I sent a message to a drummer friend and asked if he'd ever come across an ancient Persian war drum that was held between the knees as it was played with hands and changed pitch when it was squeezed with the drummer's knees. If so, what was it called?
He wrote back that he'd check it out but it sounded like he needed to get one. Within half an hour I got a response to the question indicating he thought it was called a djun-djun and was most popular in West Africa, but extended all across Northern Africa and was probably around Persia as well. He sent a picture and it was exactly what I imagined the drum to look like!
So, now you know that the reason my stories sound like I know so much is all research. And asking friends who know things.
BTW, what coin was used as a monetary unit in India, circa 300 CE?
I was going to start by saying that I seldom get so caught up in a story that I have to stop everything else and just write until it is done. But, of course, that's a lie. It happens routinely. Last spring, I got the idea for a series about a geeky high school kid in Iowa. That was on March 15. I released the finished Team Manager SWISH! and started serializing it the 26th of May. And then I went straight into writing Team Manager SPRINT!
Then I got this crazy idea about a teenage wizard on an unorthodox adventure called Jackie the Beanstalk (Wayzgoose). It took a couple of weeks to get that written.
I immediately started back in on Team Manager COACH! (It started off being called SPIKE! but it isn't really about volleyball.) I got the first draft of COACH! finished October 27th and the editors have had a good time with it. It will be ready to post as soon as SPRINT! finishes.
It was important to get COACH! off my desk, because National Novel Writing Month (NaNoWriMo) started November 1 and I could hardly wait to get started on Bob's Memoir: 4000 Years as a Free Demon. Is it obsessing me as much as the other books I've named? Oh, yes.
As of today (seven days) I've written just over 35,000 words in eleven chapters.
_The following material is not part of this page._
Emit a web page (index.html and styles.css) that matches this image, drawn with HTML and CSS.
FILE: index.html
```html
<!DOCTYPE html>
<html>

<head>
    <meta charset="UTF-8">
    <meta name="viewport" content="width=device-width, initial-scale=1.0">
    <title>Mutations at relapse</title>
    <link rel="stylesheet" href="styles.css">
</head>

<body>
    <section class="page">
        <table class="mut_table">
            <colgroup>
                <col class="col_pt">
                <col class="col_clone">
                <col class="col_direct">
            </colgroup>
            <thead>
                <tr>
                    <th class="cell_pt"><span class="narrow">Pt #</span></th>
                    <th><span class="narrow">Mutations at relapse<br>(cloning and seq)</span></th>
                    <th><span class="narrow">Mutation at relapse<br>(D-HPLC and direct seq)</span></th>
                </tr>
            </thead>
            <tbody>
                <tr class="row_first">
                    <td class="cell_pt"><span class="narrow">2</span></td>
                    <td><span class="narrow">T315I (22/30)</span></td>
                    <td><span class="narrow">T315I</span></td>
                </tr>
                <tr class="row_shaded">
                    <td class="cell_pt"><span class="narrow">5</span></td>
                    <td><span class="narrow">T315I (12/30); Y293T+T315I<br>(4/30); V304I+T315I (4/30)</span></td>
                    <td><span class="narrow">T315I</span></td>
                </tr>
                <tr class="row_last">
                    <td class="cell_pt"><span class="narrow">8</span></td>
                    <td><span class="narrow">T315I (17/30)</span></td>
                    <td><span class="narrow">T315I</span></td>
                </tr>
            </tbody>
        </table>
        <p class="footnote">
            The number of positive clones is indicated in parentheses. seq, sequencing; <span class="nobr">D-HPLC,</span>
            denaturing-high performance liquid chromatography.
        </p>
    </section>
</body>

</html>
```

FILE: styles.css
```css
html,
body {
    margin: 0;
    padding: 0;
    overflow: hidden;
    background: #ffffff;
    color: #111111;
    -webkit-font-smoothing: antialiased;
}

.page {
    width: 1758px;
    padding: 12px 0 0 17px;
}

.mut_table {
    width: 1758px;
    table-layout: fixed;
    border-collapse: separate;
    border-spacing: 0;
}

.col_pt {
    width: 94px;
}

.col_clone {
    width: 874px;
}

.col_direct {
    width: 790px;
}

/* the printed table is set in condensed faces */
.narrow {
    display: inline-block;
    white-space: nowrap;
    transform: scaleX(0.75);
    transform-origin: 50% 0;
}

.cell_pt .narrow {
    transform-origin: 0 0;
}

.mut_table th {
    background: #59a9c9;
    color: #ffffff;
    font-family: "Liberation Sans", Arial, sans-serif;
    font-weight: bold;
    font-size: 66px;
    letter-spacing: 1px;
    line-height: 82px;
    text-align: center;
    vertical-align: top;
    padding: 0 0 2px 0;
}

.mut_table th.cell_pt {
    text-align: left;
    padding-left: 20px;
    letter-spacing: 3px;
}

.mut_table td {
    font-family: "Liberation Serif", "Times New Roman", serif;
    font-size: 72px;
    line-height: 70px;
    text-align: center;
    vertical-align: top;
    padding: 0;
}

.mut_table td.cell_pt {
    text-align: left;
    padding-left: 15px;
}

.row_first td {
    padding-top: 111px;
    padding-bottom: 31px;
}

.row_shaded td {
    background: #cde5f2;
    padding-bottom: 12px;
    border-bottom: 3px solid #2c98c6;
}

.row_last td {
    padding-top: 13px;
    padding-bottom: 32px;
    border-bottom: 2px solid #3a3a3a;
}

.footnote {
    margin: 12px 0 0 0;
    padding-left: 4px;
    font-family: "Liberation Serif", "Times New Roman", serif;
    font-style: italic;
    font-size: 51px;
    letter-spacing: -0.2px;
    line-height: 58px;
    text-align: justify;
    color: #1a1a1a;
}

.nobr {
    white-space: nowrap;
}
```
It's going really well and I'm churning out about 5,000 words a day on the story. I'm about to write the last chapter (of four) about the Trojan War, only not really about the war. It's mostly about what Bob was doing before and after the war. Setting a few myths on their ears!
This story is heaps of fun, from running away with the king's new bride, to becoming a king, to rescuing (and screwing) the most beautiful woman on earth. And what comes next? The hanging gardens of Babylon? The abduction of Julius Caesar? or will I jump forward a few centuries to Bob's time in Australia where everything tries to kill you! I'll know soon, but it is not likely that it will be a simple progression like a timeline could suggest. As Bob says:
"To clarify: Four thousand years is a fucking long time. I'm a simple demon. Don't read too much into that word. I'm not dumb. I'm just not omniscient, omnipresent, or omnimnemonic. That last is a word I coined to mean "all-remembering." I'm not. I remember some things as clearly as if they happened yesterday. In fact, I should tell you what I did yesterday. It was… not this part of the story. Okay? Besides, at this point I can't always keep straight what century some things happened in. There was a couple in which I was so drunk I really don't remember anything that happened. And then the time I was stuck in the infinity room for fifty years. Esmira…"
Well, you get the idea. I have no foreknowledge of when this book will be ready for release, but I'm guessing it will be sooner rather than later.
My "Sausage Grinder" patrons are trying to read as fast as I'm writing with about 5,000 new words posted on my site every day. Let me just say, we're having fun now!
The link to Aroslav's Stories, a Discord discussion group is https://discord.gg/8jgZrBVj
All fans and readers are invited to join the conversation.
Join aroslav's Patreon at https://www.patreon.com/aroslav?fan_landing=true
Join at the "Sausage Grinder" tier ($10 per month) to read the raw copy of Bob's Memoir!
It's October 31-Samhain. Or perhaps you call it Halloween. Fifteen years ago, I coined the term HalloNaNoWeen. Yes, it's the day before National Novel Writing Month (NaNoWriMo) begins. And I am waiting for midnight!
That's the tough part. Waiting. Over the past week, since finishing the first draft of Team Manager COACH!, I've been trying not to sit down and start writing my new novel. Instead, I've written some 8,783 words of "notes", including a timeline and event history, sample voice scenes, historical events and personages, what gods and goddesses Bob will interact with, and what it means to be a demon.
All in preparation to begin writing Bob's Memoir: 4000 Years as a Free Demon.
And that isn't all the preparation. With the help of a different Bob (a fan here on SOL), I now have a Discord server with channels open for discussion and author interaction. You can join other fans and me there. I'll post the link in my next blog post, so scroll up to see it. Blog posts don't appear in the regular news feed if they include a link.
I'm hoping my Sausage Grinder patrons are preparing, as well. They get to see everything I write as soon as I can get it to them-at least weekly. In the case of Bob's Memoir, they'll get a daily link to what I've written on this story each day in November. It's raw, messy, unedited, and sometimes surprisingly fun! The first post will come out sometime tomorrow evening, Pacific Time.
The NaNoWriMo site says that during my past seventeen years of writing a novel or two every November, I've accumulated 1,922,298 words. I plan to tip the wordometer over the 2 million mark this month. If I can only wait long enough start writing.
Maybe I'll put on my top hat and go stroll through the Fremont Experience this evening to walk between the worlds and look at the costumes! Or I might even do laundry. Waiting is really hard!